9. My cell phone. I know. It’s a total love/hate relationship but I can get in touch with people so easily and that’s wonderful since I don’t have the internet yet. I love communication!

10. The weather. Surprised? I am too. I really like how in the evenings it’s so cool. The breeze feels fantastic. And as long as I wear the right clothes during the day, the shade can be a lot more enjoyable than the AC. Since I like the warmth so much, I know I’m going to die in winter!!!! I won’t miss sweating though ;)


The principal is having a field day with my employment at Tosayamada high. He loves the idea that I’m from Largo. Personally, I don’t think it’s SUCH a big deal because to me, anyone who was from Largo and wanted to go to Japan would go to Tosayamada. The problem is finding someone who wants to go to Japan (and actually follows through with it) I’ve met plenty of high schoolers who want to do the same thing I am doing!

So, this morning, my principal wasted no time in taking me around to visit the Mayor, and the superintendent of the school board…right? I don’t know. I met the Mayor and some other really important people in the education department.

We all sat in nice offices that were barely air conditioned and drank cold tea (love the cold food stuffs) and they politely talked about me in Japanese. I only caught a few things. It was mostly about my history as a Largo student etc etc.

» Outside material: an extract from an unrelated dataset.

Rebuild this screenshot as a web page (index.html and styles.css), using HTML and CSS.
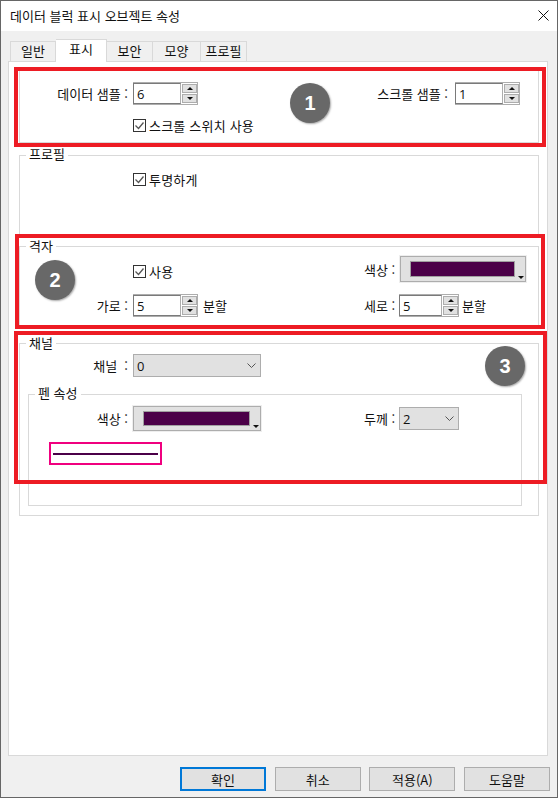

After all that running around, my principal then had me sit down with a newspaper reporter to talk about my experiences and why I chose to work at Tosayamada. I really don’t think that my presence here is this big of a deal, but I don’t mind the attention…I think… I have a sneaky suspicion that I’m going to be misquoted from translation errors.

For now, I have my first English conversation class to teach. I have no idea what I’m doing.

I usually watch TV until it’s time to go somewhere but I only have 4 channels. You can imagine that they are crap but I’m holding out on getting cable. I want to make friends and I don’t do that in front of a TV screen! I want to go out at night and not sit at home!!! I will succeed!!!!!!